While on facebook, I stumbled upon a facebook status that Filipinos are Hispanic. I was like wuhhhh. Curious reader that I am, I clicked on the link posted:
According to the article posted, how a person identifies his or her background is a personal choice. For anyone that is thinking about defining himself or herself Hispanic, that person would also need to define “Hispanic” for himself or herself. The US Census Bureau says that a person is considered Hispanic as a person of Hispanic, Latino, or Spanish origin, also meaning that the person has “ancestors who originated in Spain and/or Latin American countries that speak Spanish today as their main language.”
If you choose the definition of Hispanic that the US Census Bureau offers, then no, Filipinos are indeed not Hispanic. We originate in a country in Asia and few of us speak Spanish as our main language.
HOWEVER, in her article “Are Filipinos Hispanic?” Barbara S. Gaerlan argues that Filipinos can be considered Hispanic if one “prioritizes the definition that countries colonized by Spain are ‘Hispanic’ because of that historical influence” regardless of where that country is geographically located or what their main language is. Further, she includes other ways in which we can consider ourselves Hispanic:
- migration from Spain through Suez Canal
- Roman Catholic religion
- Spanish names (Santos, Diaz, Santiago, Ocaña, Ventura, Bautista, Ramirez ect.)
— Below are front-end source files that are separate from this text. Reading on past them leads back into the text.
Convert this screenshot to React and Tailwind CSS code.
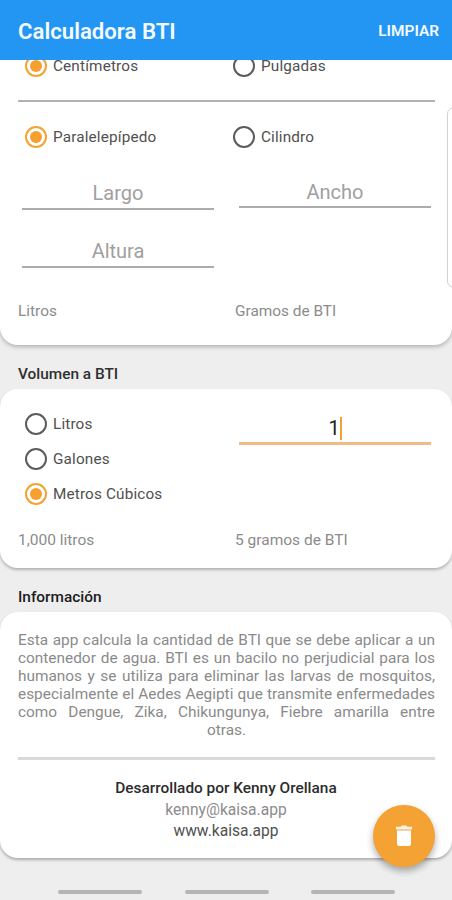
function Radio({ label, checked, spacing = 'tracking-[0.01em]' }) {
  return (
    <div className="flex h-[22px] items-center gap-1.5">
      <span
        className={
          checked
            ? 'flex size-[22px] items-center justify-center rounded-full border-2 border-[#f5a133]'
            : 'size-[22px] rounded-full border-2 border-[#5c5c5c]'
        }
      >
        {checked && <span className="size-3 rounded-full bg-[#f5a02f]" />}
      </span>
      <span className={`text-[15.3px] leading-[22px] whitespace-nowrap text-[#505050] ${spacing}`}>{label}</span>
    </div>
  );
}

function Field({ label, className }) {
  return (
    <div className={`flex h-8 items-start justify-center border-b-2 border-[#acacac] text-xl leading-[30px] text-[#a0a0a0] ${className}`}>
      {label}
    </div>
  );
}

const infoLines = [
  'Esta app calcula la cantidad de BTI que se debe aplicar a un',
  'contenedor de agua. BTI es un bacilo no perjudicial para los',
  'humanos y se utiliza para eliminar las larvas de mosquitos,',
  'especialmente el Aedes Aegipti que transmite enfermedades',
  'como Dengue, Zika, Chikungunya, Fiebre amarilla entre',
];

export default function App() {
  return (
    <div className="relative flex h-[900px] w-[452px] flex-col overflow-hidden bg-[#eeeeee] font-['Roboto','Noto_Sans',sans-serif]">
      <header className="z-10 flex h-[60px] shrink-0 items-center justify-between bg-[#2396f3] pt-0.5 pr-[13px] pl-[18px] text-[#f4faff]">
        <h1 className="text-[22.2px] leading-[30px] font-semibold">Calculadora BTI</h1>
        <button className="text-[15.4px] leading-5 font-semibold">LIMPIAR</button>
      </header>

      <main className="flex flex-1 flex-col">
        <section className="h-[285px] rounded-b-[18px] bg-white px-[18px] shadow-[0_2px_4px_rgba(0,0,0,0.25)]">
          <div className="-mt-[5px] grid grid-cols-[208px_1fr] pl-[7px]">
            <Radio label="Centímetros" checked />
            <Radio label="Pulgadas" />
          </div>
          <div className="mt-[23px] h-[2px] w-[417px] bg-[#b2b2b2]" />
          <div className="mt-6 grid grid-cols-[208px_1fr] pl-[7px]">
            <Radio label="Paralelepípedo" checked />
            <Radio label="Cilindro" />
          </div>
          <div className="mt-7 grid grid-cols-[217px_1fr] pl-1">
            <div>
              <Field label="Largo" className="mt-[2px] w-[192px]" />
              <Field label="Altura" className="mt-[26px] w-[192px]" />
            </div>
            <Field label="Ancho" className="mt-px h-[31px] w-[192px]" />
          </div>
          <div className="mt-8 grid grid-cols-[217px_1fr] text-[15.4px] leading-[22px] text-[#8b8b8b]">
            <span>Litros</span>
            <span>Gramos de BTI</span>
          </div>
        </section>

        <h2 className="mt-[18px] h-[26px] pl-[18px] text-[15.4px] leading-[22px] font-medium text-[#303030]">Volumen a BTI</h2>
        <section className="h-[179px] rounded-[18px] bg-white px-[18px] pt-6 shadow-[0_2px_3px_rgba(0,0,0,0.25)]">
          <div className="grid grid-cols-[221px_1fr]">
            <div className="flex flex-col gap-[13px] pl-[7px]">
              <Radio label="Litros" />
              <Radio label="Galones" />
              <Radio label="Metros Cúbicos" checked />
            </div>
            <div className="flex h-8 w-[192px] items-start justify-center border-b-[3px] border-[#f2bb86] text-xl leading-[30px] text-[#222222]">
              <span>1</span>
              <span className="mt-1 h-[23px] w-[2px] bg-[#f5a02f]" />
            </div>
          </div>
          <div className="mt-[24px] grid grid-cols-[217px_1fr] text-[15.5px] leading-[22px] text-[#8b8b8b]">
            <span>1,000 litros</span>
            <span>5 gramos de BTI</span>
          </div>
        </section>

        <h2 className="mt-[18px] h-[26px] pl-[18px] text-[15.4px] leading-[22px] font-medium text-[#202020]">Información</h2>
        <section className="h-[246px] rounded-[18px] bg-white px-[18px] pt-[19px] shadow-[0_2px_3px_rgba(0,0,0,0.28)]">
          <p className="w-[417px] text-[15.4px] leading-[18px] text-[#8a8a8a]">
            {infoLines.map((line) => (
              <span key={line} className="block text-justify whitespace-normal [text-align-last:justify]">{line}</span>
            ))}
            <span className="block text-center">otras.</span>
          </p>
          <div className="mt-[18px] h-[3px] w-[417px] bg-[#d9d9d9]" />
          <div className="mt-[18px] flex flex-col items-center text-[15.4px] leading-[21.5px] text-[#505050]">
            <span className="font-medium text-[#2c2c2c]">Desarrollado por Kenny Orellana</span>
            <span className="text-[15.6px] text-[#8c8c8c]">kenny@kaisa.app</span>
            <span className="text-[15.6px]">www.kaisa.app</span>
          </div>
        </section>
      </main>

      <footer className="flex h-[10px] shrink-0 gap-[42.5px] pl-[58px]">
        <span className="h-[4px] w-[84px] rounded-full bg-[#b5b5b5]" />
        <span className="h-[4px] w-[84px] rounded-full bg-[#b5b5b5]" />
        <span className="h-[4px] w-[84px] rounded-full bg-[#b5b5b5]" />
      </footer>

      <div className="absolute top-[107px] -right-[20px] h-[181px] w-[25px] rounded-[7px] border border-[#d2d2d2] bg-white" />

      <button className="absolute top-[805px] left-[373px] flex size-[62px] items-center justify-center rounded-full bg-[#f5a235] shadow-[0_4px_7px_rgba(0,0,0,0.32)]">
        <svg viewBox="0 0 18 22" className="h-[22px] w-[18px]">
          <path d="M1 1.8h4.8L6.8.5h4.4l1 1.3H17v2.7H1z" fill="#fff4e2" />
          <path d="M2 5.5h14V19a2 2 0 0 1-2 2H4a2 2 0 0 1-2-2z" fill="#fff" />
        </svg>
      </button>
    </div>
  );
}
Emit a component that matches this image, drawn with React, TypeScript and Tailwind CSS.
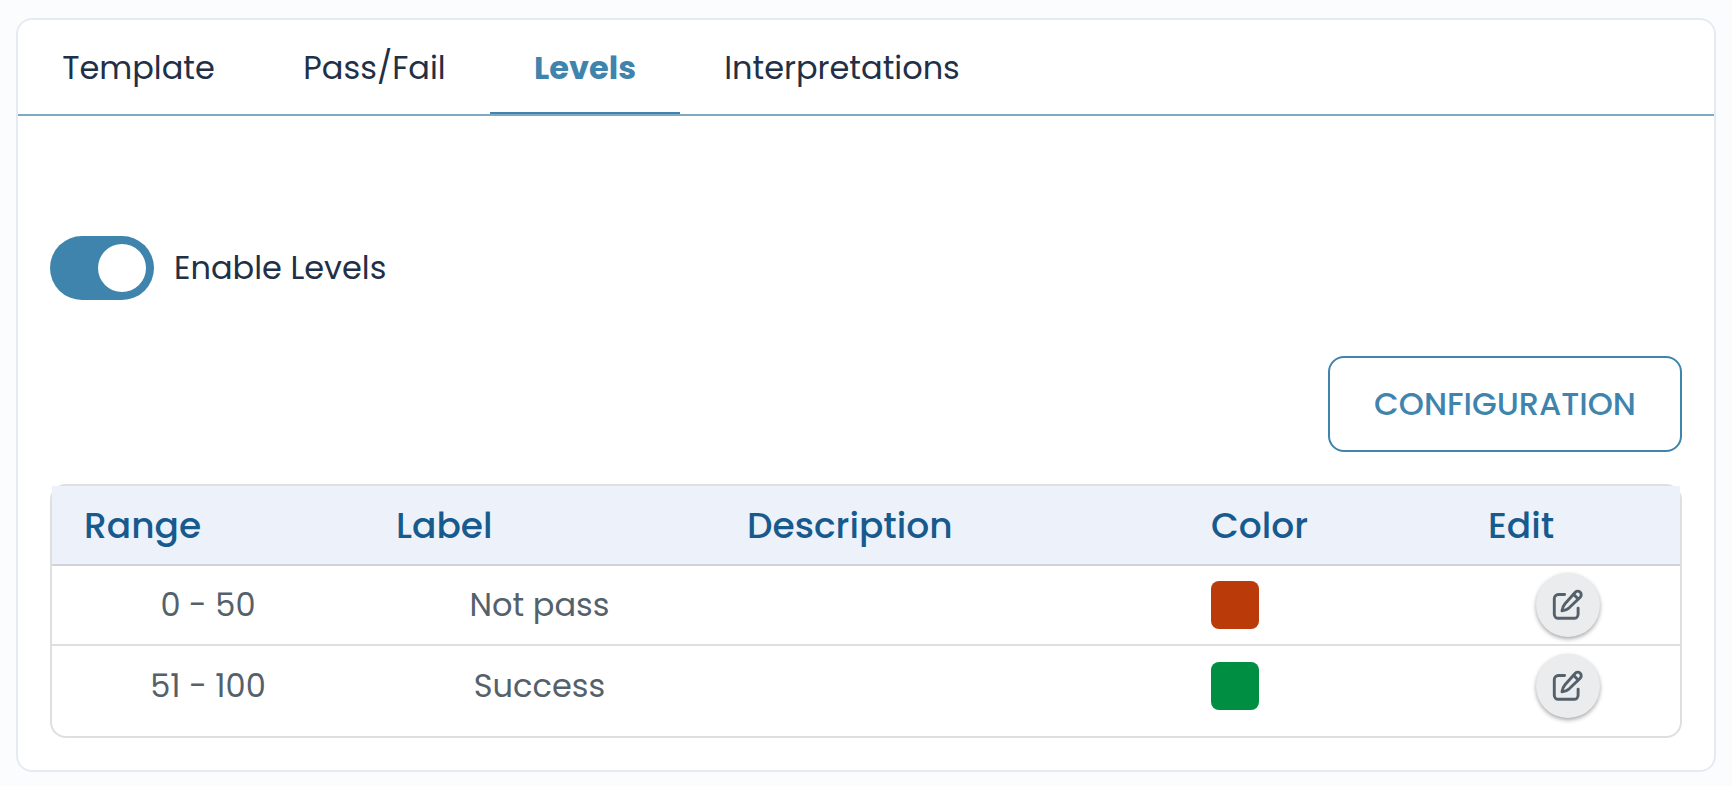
import { useState } from "react";

const tabs = [
  { name: "Template", width: "w-[241px]" },
  { name: "Pass/Fail", width: "w-[231px]" },
  { name: "Levels", width: "w-[190px]" },
  { name: "Interpretations", width: "w-[324px]" },
];

const columns = [
  { name: "Range", width: "w-[312px]" },
  { name: "Label", width: "w-[351px]" },
  { name: "Description", width: "w-[464px]" },
  { name: "Color", width: "w-[277px]" },
  { name: "Edit", width: "w-[224px]" },
];

const levels = [
  { range: "0 - 50", label: "Not pass", description: "", swatch: "bg-[#bb3a09]" },
  { range: "51 - 100", label: "Success", description: "", swatch: "bg-[#008e42]" },
];

function EditIcon() {
  return (
    <svg
      className="size-8"
      viewBox="0 0 32 32"
      fill="none"
      stroke="currentColor"
      strokeWidth="2.9"
      strokeLinecap="round"
      strokeLinejoin="round"
      aria-hidden="true"
    >
      <path d="M12.6 5.5H6.300a4 4 0 0 0-4 4v15.800a4 4 0 0 0 4 4h15.800a4 4 0 0 0 4-4v-6.200" />
      <path d="M23.300 3.300a3.400 3.400 0 0 1 4.900 4.900L17.200 18.800c-1.800 1.600-4.300 2.600-7.200 3 .400-2.800 1.400-5.300 3-7.100z" />
      <path d="M21.600 5.400 26 9.800" />
    </svg>
  );
}

export default function App() {
  const [active, setActive] = useState("Levels");
  const [enabled, setEnabled] = useState(true);

  return (
    <main className="min-h-screen bg-[#fbfcfe] px-4 pt-[18px] pb-3.5 font-[Poppins,Inter,sans-serif] text-[32px] leading-[48px] text-[#223047]">
      <section className="rounded-2xl border-2 border-[#e6eaf2] bg-white">
        <div role="tablist" className="flex border-b-2 border-[#7fa9c3]">
          {tabs.map((tab) => (
            <button
              key={tab.name}
              type="button"
              role="tab"
              aria-selected={active === tab.name}
              onClick={() => setActive(tab.name)}
              className={`${tab.width} border-b-2 pt-6 pb-5 text-center ${
                active === tab.name
                  ? "border-[#3f84ad] font-bold text-[#3f84ad]"
                  : "border-transparent"
              }`}
            >
              {tab.name}
            </button>
          ))}
        </div>

        <div className="px-8 pt-[120px] pb-8">
          <label className="flex w-fit items-center gap-5">
            <input
              type="checkbox"
              role="switch"
              checked={enabled}
              onChange={(e) => setEnabled(e.target.checked)}
              className="h-16 w-26 appearance-none rounded-full bg-[#b8c4ce] p-2 before:block before:size-12 before:rounded-full before:bg-white checked:bg-[#3f84ad] checked:before:ml-10"
            />
            Enable Levels
          </label>

          <div className="mt-14 flex justify-end">
            <button
              type="button"
              className="h-24 w-[354px] rounded-2xl border-2 border-[#3f84ad] font-medium text-[#3f84ad]"
            >
              CONFIGURATION
            </button>
          </div>

          <div className="mt-8 rounded-2xl border-2 border-[#dfdfdf] pb-2.5">
            <table className="w-full table-fixed border-separate border-spacing-0">
              <thead>
                <tr className="h-20 bg-[#edf2fa]">
                  {columns.map((column) => (
                    <th
                      key={column.name}
                      scope="col"
                      className={`${column.width} border-b-2 border-[#d0d4da] px-8 pt-0.5 pb-0 text-left text-4xl font-medium text-[#175a8e]`}
                    >
                      {column.name}
                    </th>
                  ))}
                </tr>
              </thead>
              <tbody className="text-[#54616b]">
                {levels.map((level) => (
                  <tr
                    key={level.range}
                    className="h-20 *:border-b-2 *:border-[#dfdfdf] last:*:border-b-0"
                  >
                    <td className="p-0 text-center">{level.range}</td>
                    <td className="p-0 text-center">{level.label}</td>
                    <td className="p-0 text-center">{level.description}</td>
                    <td className="px-8 py-0">
                      <div className={`size-12 rounded-lg ${level.swatch}`} />
                    </td>
                    <td className="p-0">
                      <button
                        type="button"
                        aria-label={`Edit ${level.label}`}
                        className="mx-auto flex size-16 items-center justify-center rounded-full bg-[#ebecee] shadow-[0_2px_4px_rgba(0,0,0,0.35)]"
                      >
                        <EditIcon />
                      </button>
                    </td>
                  </tr>
                ))}
              </tbody>
            </table>
          </div>
        </div>
      </section>
    </main>
  );
}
- Spanish musical traditions
- family values, gender roles
- Spanish words in our language
- colonized by Spain for about 400 years
- taught Spanish
And so on, and so on, and so on.
Well, if someone is going to identify oneself as Hispanic because of the influences that Spain has had on us due to colonization and occupation, one can easily say that we’re Japanese too. We were occupied by Japan in the 1930s. They’ve turned our women in to comfort women, raped, and abused our people. Or one can call us American since, until this day, their troops continue to occupy us under the Visiting Forces Agreement. A lot of the laws and policies in the Philippines mimic those of the US. Here are a few for example:
- Philippines’ Oplan Bayanihan is modeled after US’s Counter Insurgency Guide of 2009
- Philippines’ Human Security Act of 2008 is modeled after the US’s Patriot Act
- K-12 educational system in the Philippines is modeled after US’s educational system
- Philippine Foreign Policy is modeled after US Foreign Policy
- Philippines’ position on Israel-Palastine, War on Terror, and the Vietnam War is indeed the same as the position of the US.
Google both and you will find that the policies there are much like ours here in the US.
Anyway, if your going to consider migration from other countries to and influences on the Philippines, you can easily call us Thai or Malaysain or Chinese or African or Indonesian. We can make that argument for India and call them English, yeah?
At the end of the day, it still is a conscious personal choice to identify yourself as whatever. To me, Filipinos are Filipinos. I acknowledge that we were colonized and heavily influenced by Spain, but I choose to define Hispanic as having origins in Spain and I do not have origins in Spain. Maybe their blood was mixed in with ours (in terms of reproduction between Filipinos and Spanish) when they colonized us, but I ground my roots in the soil of the Philippines. I identify myself as a Pinay, a Filipina women. I identify with our history, our heritage, and our culture of resistance. I identify my struggles with the struggles of my brothers and sisters and nanays and tatays and lolas and lolos in the Philippines.
It is Filipino blood that runs in my veins.